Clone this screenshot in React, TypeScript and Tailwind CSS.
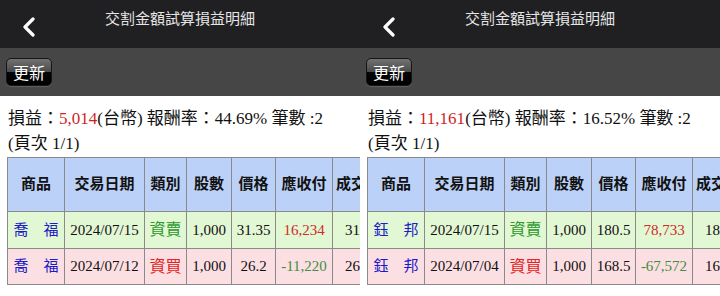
import React from "react";

type Row = {
  name: string;
  date: string;
  side: "資賣" | "資買";
  qty: string;
  price: string;
  amount: string;
  deal: string;
};

type Panel = {
  pnl: string;
  rate: string;
  rows: Row[];
};

const panels: Panel[] = [
  {
    pnl: "5,014",
    rate: "44.69%",
    rows: [
      { name: "喬　福", date: "2024/07/15", side: "資賣", qty: "1,000", price: "31.35", amount: "16,234", deal: "31,350" },
      { name: "喬　福", date: "2024/07/12", side: "資買", qty: "1,000", price: "26.2", amount: "-11,220", deal: "26,200" },
    ],
  },
  {
    pnl: "11,161",
    rate: "16.52%",
    rows: [
      { name: "鈺　邦", date: "2024/07/15", side: "資賣", qty: "1,000", price: "180.5", amount: "78,733", deal: "180,500" },
      { name: "鈺　邦", date: "2024/07/04", side: "資買", qty: "1,000", price: "168.5", amount: "-67,572", deal: "168,500" },
    ],
  },
];

const heads = ["商品", "交易日期", "類別", "股數", "價格", "應收付"];
// last column is cut by the phone edge
const widths = [57, 80, 42, 45, 44, 57, 28];

function Screen({ p }: { p: Panel }) {
  return (
    <div className="w-[360px] h-[296px] overflow-hidden bg-white shrink-0">
      <div className="h-[48px] bg-[#202023] relative">
        <svg className="absolute left-[22px] top-[17px]" width="14" height="20" viewBox="0 0 14 20">
          <path d="M11 2 L3 10 L11 18" fill="none" stroke="#fff" strokeWidth="3.2" strokeLinecap="round" strokeLinejoin="round" />
        </svg>
        <div className="pt-[8px] text-center text-[15px] leading-[20px] text-[#e6e6e6] font-['Noto_Sans_CJK_TC',sans-serif]">
          交割金額試算損益明細
        </div>
      </div>
      <div className="h-[48px] bg-[#464646] pt-[10px] pl-[6px]">
        <button className="w-[46px] h-[28px] rounded-[5px] border border-[#151515] bg-[linear-gradient(to_bottom,#727272_0%,#4a4a4a_50%,#050505_50%,#000_100%)] text-white text-[16px] leading-[26px] font-['Noto_Sans_CJK_TC',sans-serif] shadow-[0_1px_1px_rgba(255,255,255,0.15)]">
          更新
        </button>
      </div>
      <div className="pt-[10px] pl-[8px] text-[17px] leading-[25px] text-[#111] font-['Liberation_Serif','Noto_Sans_CJK_TC',serif] whitespace-nowrap">
        <div>
          損益：<span className="text-[#d01f1f]">{p.pnl}</span>(台幣) 報酬率：{p.rate} 筆數 :2
        </div>
        <div>(頁次 1/1)</div>
      </div>
      <table className="ml-[7px] mt-[1px] table-fixed border-collapse w-[353px]">
        <colgroup>
          {widths.map((w, i) => (
            <col key={i} style={{ width: w }} />
          ))}
        </colgroup>
        <thead>
          <tr className="h-[54px] bg-[#bcd1f8]">
            {heads.map((h) => (
              <th key={h} className="border border-[#8a8a8a] text-[15px] font-bold text-[#111] whitespace-nowrap font-['Liberation_Sans','Noto_Sans_CJK_TC',sans-serif]">
                {h}
              </th>
            ))}
            <th className="border border-[#8a8a8a] border-r-0 pl-[3px] text-left overflow-hidden text-[15px] font-bold text-[#111] whitespace-nowrap font-['Liberation_Sans','Noto_Sans_CJK_TC',sans-serif]">
              成交價
            </th>
          </tr>
        </thead>
        <tbody className="text-[15px] text-[#111] font-['Liberation_Serif','Noto_Sans_CJK_TC',serif]">
          {p.rows.map((r, i) => (
            <tr key={i} className={i === 0 ? "h-[37px] bg-[#e2f7d4]" : "h-[36px] bg-[#fcdfe2]"}>
              <td className="border border-[#8a8a8a] text-center text-[#1b1bc8] whitespace-nowrap">{r.name}</td>
              <td className="border border-[#8a8a8a] text-center whitespace-nowrap">{r.date}</td>
              <td className={`border border-[#8a8a8a] text-center text-[16px] whitespace-nowrap ${r.side === "資賣" ? "text-[#2f9a2f]" : "text-[#e52222]"}`}>
                {r.side}
              </td>
              <td className="border border-[#8a8a8a] text-center">{r.qty}</td>
              <td className="border border-[#8a8a8a] text-center">{r.price}</td>
              <td className={`border border-[#8a8a8a] text-center ${r.amount.startsWith("-") ? "text-[#3f8f3f]" : "text-[#d02a2a]"}`}>
                {r.amount}
              </td>
              <td className="border border-[#8a8a8a] border-r-0 pl-[12px] text-left overflow-hidden whitespace-nowrap">{r.deal}</td>
            </tr>
          ))}
        </tbody>
      </table>
    </div>
  );
}

export default function App() {
  return (
    <div className="flex w-[720px] h-[296px] overflow-hidden">
      {panels.map((p, i) => (
        <Screen key={i} p={p} />
      ))}
    </div>
  );
}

== == ==

→ What is needed
Leave every image out, and retype the material exactly.

→ Result of the task
Clone this screenshot in React, TypeScript and Tailwind CSS.
import React from "react";

type Row = {
  name: string;
  date: string;
  side: "資賣" | "資買";
  qty: string;
  price: string;
  amount: string;
  deal: string;
};

type Panel = {
  pnl: string;
  rate: string;
  rows: Row[];
};

const panels: Panel[] = [
  {
    pnl: "5,014",
    rate: "44.69%",
    rows: [
      { name: "喬　福", date: "2024/07/15", side: "資賣", qty: "1,000", price: "31.35", amount: "16,234", deal: "31,350" },
      { name: "喬　福", date: "2024/07/12", side: "資買", qty: "1,000", price: "26.2", amount: "-11,220", deal: "26,200" },
    ],
  },
  {
    pnl: "11,161",
    rate: "16.52%",
    rows: [
      { name: "鈺　邦", date: "2024/07/15", side: "資賣", qty: "1,000", price: "180.5", amount: "78,733", deal: "180,500" },
      { name: "鈺　邦", date: "2024/07/04", side: "資買", qty: "1,000", price: "168.5", amount: "-67,572", deal: "168,500" },
    ],
  },
];

const heads = ["商品", "交易日期", "類別", "股數", "價格", "應收付"];
// last column is cut by the phone edge
const widths = [57, 80, 42, 45, 44, 57, 28];

function Screen({ p }: { p: Panel }) {
  return (
    <div className="w-[360px] h-[296px] overflow-hidden bg-white shrink-0">
      <div className="h-[48px] bg-[#202023] relative">
        <svg className="absolute left-[22px] top-[17px]" width="14" height="20" viewBox="0 0 14 20">
          <path d="M11 2 L3 10 L11 18" fill="none" stroke="#fff" strokeWidth="3.2" strokeLinecap="round" strokeLinejoin="round" />
        </svg>
        <div className="pt-[8px] text-center text-[15px] leading-[20px] text-[#e6e6e6] font-['Noto_Sans_CJK_TC',sans-serif]">
          交割金額試算損益明細
        </div>
      </div>
      <div className="h-[48px] bg-[#464646] pt-[10px] pl-[6px]">
        <button className="w-[46px] h-[28px] rounded-[5px] border border-[#151515] bg-[linear-gradient(to_bottom,#727272_0%,#4a4a4a_50%,#050505_50%,#000_100%)] text-white text-[16px] leading-[26px] font-['Noto_Sans_CJK_TC',sans-serif] shadow-[0_1px_1px_rgba(255,255,255,0.15)]">
          更新
        </button>
      </div>
      <div className="pt-[10px] pl-[8px] text-[17px] leading-[25px] text-[#111] font-['Liberation_Serif','Noto_Sans_CJK_TC',serif] whitespace-nowrap">
        <div>
          損益：<span className="text-[#d01f1f]">{p.pnl}</span>(台幣) 報酬率：{p.rate} 筆數 :2
        </div>
        <div>(頁次 1/1)</div>
      </div>
      <table className="ml-[7px] mt-[1px] table-fixed border-collapse w-[353px]">
        <colgroup>
          {widths.map((w, i) => (
            <col key={i} style={{ width: w }} />
          ))}
        </colgroup>
        <thead>
          <tr className="h-[54px] bg-[#bcd1f8]">
            {heads.map((h) => (
              <th key={h} className="border border-[#8a8a8a] text-[15px] font-bold text-[#111] whitespace-nowrap font-['Liberation_Sans','Noto_Sans_CJK_TC',sans-serif]">
                {h}
              </th>
            ))}
            <th className="border border-[#8a8a8a] border-r-0 pl-[3px] text-left overflow-hidden text-[15px] font-bold text-[#111] whitespace-nowrap font-['Liberation_Sans','Noto_Sans_CJK_TC',sans-serif]">
              成交價
            </th>
          </tr>
        </thead>
        <tbody className="text-[15px] text-[#111] font-['Liberation_Serif','Noto_Sans_CJK_TC',serif]">
          {p.rows.map((r, i) => (
            <tr key={i} className={i === 0 ? "h-[37px] bg-[#e2f7d4]" : "h-[36px] bg-[#fcdfe2]"}>
              <td className="border border-[#8a8a8a] text-center text-[#1b1bc8] whitespace-nowrap">{r.name}</td>
              <td className="border border-[#8a8a8a] text-center whitespace-nowrap">{r.date}</td>
              <td className={`border border-[#8a8a8a] text-center text-[16px] whitespace-nowrap ${r.side === "資賣" ? "text-[#2f9a2f]" : "text-[#e52222]"}`}>
                {r.side}
              </td>
              <td className="border border-[#8a8a8a] text-center">{r.qty}</td>
              <td className="border border-[#8a8a8a] text-center">{r.price}</td>
              <td className={`border border-[#8a8a8a] text-center ${r.amount.startsWith("-") ? "text-[#3f8f3f]" : "text-[#d02a2a]"}`}>
                {r.amount}
              </td>
              <td className="border border-[#8a8a8a] border-r-0 pl-[12px] text-left overflow-hidden whitespace-nowrap">{r.deal}</td>
            </tr>
          ))}
        </tbody>
      </table>
    </div>
  );
}

export default function App() {
  return (
    <div className="flex w-[720px] h-[296px] overflow-hidden">
      {panels.map((p, i) => (
        <Screen key={i} p={p} />
      ))}
    </div>
  );
}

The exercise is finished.